Russell Edward Dickerson (born May 7, 1987) is an American country pop singer-songwriter from Union City, Tennessee. Dickerson has released two albums through Triple Tigers. Both have accounted for four singles charting on Hot Country Songs and Country Airplay: "Yours", "Blue Tacoma", "Every Little Thing", and “Love You Like I Used To”.

Biography
Russell Edward Dickerson was born May 7, 1987 in Union City, Tennessee.

He earned a bachelor's degree in music from Belmont University and signed with Creative Artists Agency in 2010. In 2011, he released an extended play, Die to Live Again, and opened for David Nail. He toured with Canaan Smith in 2015, and Thomas Rhett in the summer of 2016. Dickerson also joined Billy Currington on the road in 2016.

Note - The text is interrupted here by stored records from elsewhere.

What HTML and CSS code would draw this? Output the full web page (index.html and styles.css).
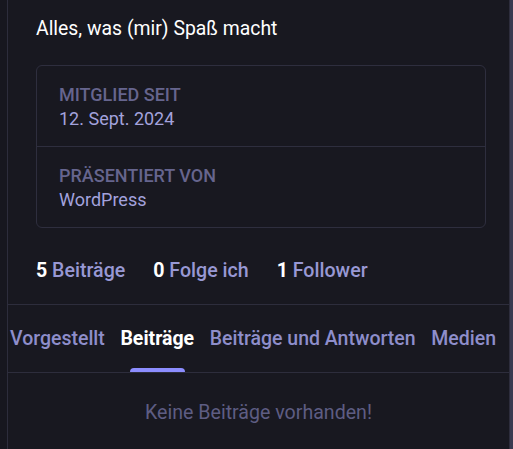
FILE: index.html
```html
<!DOCTYPE html>
<html lang="de">
<head>
<meta charset="utf-8">
<link rel="stylesheet" href="styles.css">
</head>
<body>
<div class="page">
  <main class="column">
    <div class="account">
      <p class="note">Alles, was (mir) Spaß macht</p>
      <dl class="fields">
        <div class="field">
          <dt>Mitglied seit</dt>
          <dd>12. Sept. 2024</dd>
        </div>
        <div class="field">
          <dt>Präsentiert von</dt>
          <dd>WordPress</dd>
        </div>
      </dl>
      <div class="counters">
        <span class="counter"><strong>5</strong> Beiträge</span>
        <span class="counter"><strong>0</strong> Folge ich</span>
        <span class="counter"><strong>1</strong> Follower</span>
      </div>
    </div>
    <nav class="tabs">
      <a class="tab">Vorgestellt</a>
      <a class="tab active">Beiträge</a>
      <a class="tab">Beiträge und Antworten</a>
      <a class="tab">Medien</a>
    </nav>
    <div class="empty">Keine Beiträge vorhanden!</div>
  </main>
  <div class="scrollbar"></div>
</div>
</body>
</html>
```

FILE: styles.css
```css
html, body {
  margin: 0;
  padding: 0;
  background: #17171f;
  height: 100%;
  overflow: hidden;
}
body {
  font-family: Roboto, "Liberation Sans", sans-serif;
  color: #fff;
}
.page {
  display: flex;
  height: 100%;
  padding-left: 7px;
}
.column {
  width: 501px;
  border-left: 1px solid #2d2d3c;
  border-right: 1px solid #2d2d3c;
  background: #181820;
}
.scrollbar {
  width: 3px;
  background: #3a3a50;
}
.account {
  padding: 17px 23px 0 28px;
}
.note {
  margin: 0;
  font-size: 19.4px;
  line-height: 24px;
}
.fields {
  margin: 24px 0 0;
  border: 1px solid #2e2e3e;
  border-radius: 6px;
}
.field {
  padding: 18px 22px 17px;
  height: 45px;
}
.field + .field {
  border-top: 1px solid #2e2e3e;
}
.field dt {
  font-size: 18px;
  line-height: 22px;
  font-weight: 500;
  text-transform: uppercase;
  color: #66658e;
}
.field dd {
  margin: 2px 0 0;
  font-size: 18px;
  line-height: 22px;
  color: #a3a2dd;
}
.counters {
  display: flex;
  gap: 28px;
  padding: 31px 0 21px;
  font-size: 19.6px;
  line-height: 24px;
  font-weight: 500;
  color: #9898d4;
}
.counter strong {
  color: #fff;
  font-weight: 700;
}
.tabs {
  display: flex;
  justify-content: space-between;
  border-top: 1px solid #2d2d3c;
  border-bottom: 1px solid #2d2d3c;
  padding: 0 13px 0 2px;
}
.tab {
  position: relative;
  font-size: 19.5px;
  font-weight: 500;
  line-height: 24px;
  padding: 22px 0 21px;
  color: #8e8ecb;
}
.tab.active {
  color: #fff;
  font-weight: 700;
}
.tab.active::after {
  content: "";
  position: absolute;
  left: 10px;
  right: 9px;
  bottom: 0;
  height: 4px;
  border-radius: 4px 4px 0 0;
  background: #8c8dff;
}
.empty {
  text-align: center;
  padding: 28px 0;
  font-size: 19.6px;
  line-height: 24px;
  color: #5e5d83;
}
```
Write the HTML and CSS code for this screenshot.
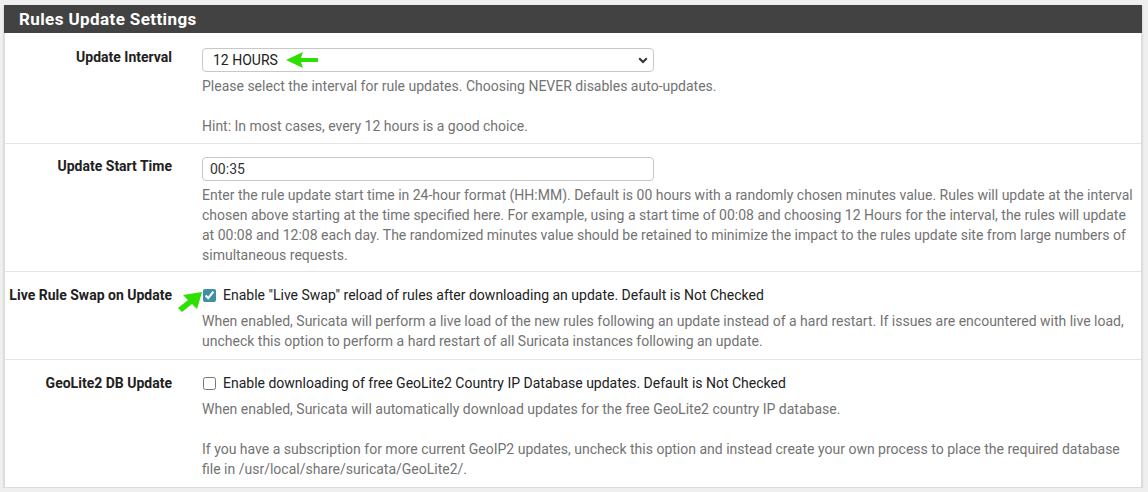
FILE: index.html
```html
<!DOCTYPE html>
<html>
<head>
<meta charset="utf-8">
<link rel="stylesheet" href="styles.css">
</head>
<body>
<div class="panel">
  <div class="panel-heading"><h2 class="panel-title">Rules Update Settings</h2></div>
  <div class="panel-body">
    <div class="form-row first">
      <label class="row-label">Update Interval</label>
      <div class="row-control">
        <div class="select-wrap">
          <select class="form-select"><option>12 HOURS</option></select>
          <svg class="chev" width="10" height="7" viewBox="0 0 10 7"><path d="M1.2 1.2 L5 5 L8.8 1.2" fill="none" stroke="#333" stroke-width="2"/></svg>
          <svg class="arrow arrow-left" width="36" height="18" viewBox="0 0 36 18"><polygon points="1,9 18,1 16,7 33,7 33,11 16,11 18,17" fill="#2ee000"/></svg>
        </div>
        <div class="help">Please select the interval for rule updates. Choosing NEVER disables auto-updates.<br><br>Hint: In most cases, every 12 hours is a good choice.</div>
      </div>
    </div>
    <div class="form-row">
      <label class="row-label">Update Start Time</label>
      <div class="row-control">
        <input class="form-input" type="text" value="00:35">
        <div class="help">Enter the rule update start time in 24-hour format (HH:MM). Default is 00 hours with a randomly chosen minutes value. Rules will update at the interval chosen above starting at the time specified here. For example, using a start time of 00:08 and choosing 12 Hours for the interval, the rules will update at 00:08 and 12:08 each day. The randomized minutes value should be retained to minimize the impact to the rules update site from large numbers of simultaneous requests.</div>
      </div>
    </div>
    <div class="form-row check-row">
      <label class="row-label">Live Rule Swap on Update</label>
      <div class="row-control">
        <div class="check-line">
          <input class="check" type="checkbox" checked>
          <span>Enable "Live Swap" reload of rules after downloading an update. Default is Not Checked</span>
          <svg class="arrow arrow-diag" width="26" height="22" viewBox="0 0 26 22"><polygon points="25,1 6,4 11,9 1,17 5,21 15,13 20,18" fill="#2ee000"/></svg>
        </div>
        <div class="help">When enabled, Suricata will perform a live load of the new rules following an update instead of a hard restart. If issues are encountered with live load, uncheck this option to perform a hard restart of all Suricata instances following an update.</div>
      </div>
    </div>
    <div class="form-row check-row">
      <label class="row-label">GeoLite2 DB Update</label>
      <div class="row-control">
        <div class="check-line">
          <input class="check" type="checkbox">
          <span>Enable downloading of free GeoLite2 Country IP Database updates. Default is Not Checked</span>
        </div>
        <div class="help">When enabled, Suricata will automatically download updates for the free GeoLite2 country IP database.<br><br>If you have a subscription for more current GeoIP2 updates, uncheck this option and instead create your own process to place the required database file in /usr/local/share/suricata/GeoLite2/.</div>
      </div>
    </div>
  </div>
</div>
</body>
</html>
```

FILE: styles.css
```css
html, body {
  margin: 0;
  padding: 0;
  background: #efefef;
}
body {
  padding: 5px 6px 0 4px;
  font-family: Roboto, "Liberation Sans", sans-serif;
  font-size: 14px;
  line-height: 20px;
  color: #212121;
}
.panel {
  width: 1138px;
  background: #fff;
  box-shadow: 0 1px 2px rgba(0,0,0,0.22);
}
.panel-heading {
  background: #424242;
  height: 28px;
  padding: 0 15px;
  display: flex;
  align-items: center;
}
.panel-title {
  margin: 0;
  color: #fff;
  font-size: 17px;
  font-weight: 700;
  letter-spacing: 0.4px;
  line-height: 20px;
}
.panel-body {
  border-left: 1px solid #dcdcdc;
  border-right: 1px solid #dcdcdc;
  border-bottom: 1px solid #dcdcdc;
}
.form-row {
  display: grid;
  grid-template-columns: 167px 1fr;
  column-gap: 30px;
  padding: 13px 5px 6px 0;
  border-top: 1px solid #e4e4e4;
}
.form-row.first {
  border-top: none;
  padding-top: 15px;
  padding-bottom: 7px;
}
.form-row.check-row {
  padding-bottom: 8px;
}
.row-label {
  text-align: right;
  font-weight: 700;
  color: #212121;
  margin-top: -1px;
}
.check-row .row-label {
  margin-top: 0;
}
.row-control {
  min-width: 0;
}
.select-wrap {
  position: relative;
  width: 452px;
}
.form-select {
  appearance: none;
  -webkit-appearance: none;
  display: block;
  width: 452px;
  height: 24px;
  padding: 0 10px;
  border: 1px solid #c8c8c8;
  border-radius: 4px;
  background: #fff;
  font-family: Roboto, "Liberation Sans", sans-serif;
  font-size: 14px;
  color: #212121;
}
.chev {
  position: absolute;
  right: 6px;
  top: 9px;
}
.arrow {
  position: absolute;
}
.arrow-left {
  left: 83px;
  top: 3px;
}
.form-input {
  display: block;
  box-sizing: border-box;
  width: 452px;
  height: 24px;
  padding: 0 7px;
  border: 1px solid #c8c8c8;
  border-radius: 4px;
  font-family: Roboto, "Liberation Sans", sans-serif;
  font-size: 14px;
  color: #333;
}
.help {
  margin-top: 4px;
  color: #737373;
}
.check-line + .help {
  margin-top: 6px;
}
.check-line {
  position: relative;
  display: flex;
  align-items: center;
  gap: 7px;
}
.check {
  margin: 0 0 0 1px;
  width: 13px;
  height: 13px;
  accent-color: #3f8fa6;
}
.arrow-diag {
  left: -25px;
  top: 6px;
}
```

In 2015, he released the single "Yours" written by Dickerson, Parker Welling, and Casey Brown. It became the title track to his second extended play, released on January 18, 2016, by Dent Records. The EP debuted at number 14 on the Billboard Top Country Albums chart, selling 2,700 copies in its first week of release. It launched at number 2 in the iTunes Country Store and number 8 in all genres. On October 10, 2016, he signed with Triple Tigers Records which assumed distribution of the single.

In its 39th week on Billboard's Country Airplay chart, Dickerson jumped from number 3 to 1 on the list on January 27, 2018.

The album, Yours was released on October 13, 2017, and premiered at No. 1 on Billboard's Heat Seeker chart. The album peaked at No. 5 on Top Country Albums dated November 4, 2017, with 12,000 equivalent album units in its first week, and includes five songs co-written by Dickerson, containing an acoustic wedding version of the title track "Yours." Due to the popularity of his hit single, he landed on the iTunes Best of 2015 year-end list, TheKnot.com's "Best Wedding Songs of 2016," and Spotify's #SpotifySpotlight 2016; where he later became one of Spotify's RISE artists. Dickerson made his Grand Ole Opry debut on June 3, 2016. An album also titled Yours produced two additional singles in "Blue Tacoma" and "Every Little Thing", which topped the Country Airplay charts as well.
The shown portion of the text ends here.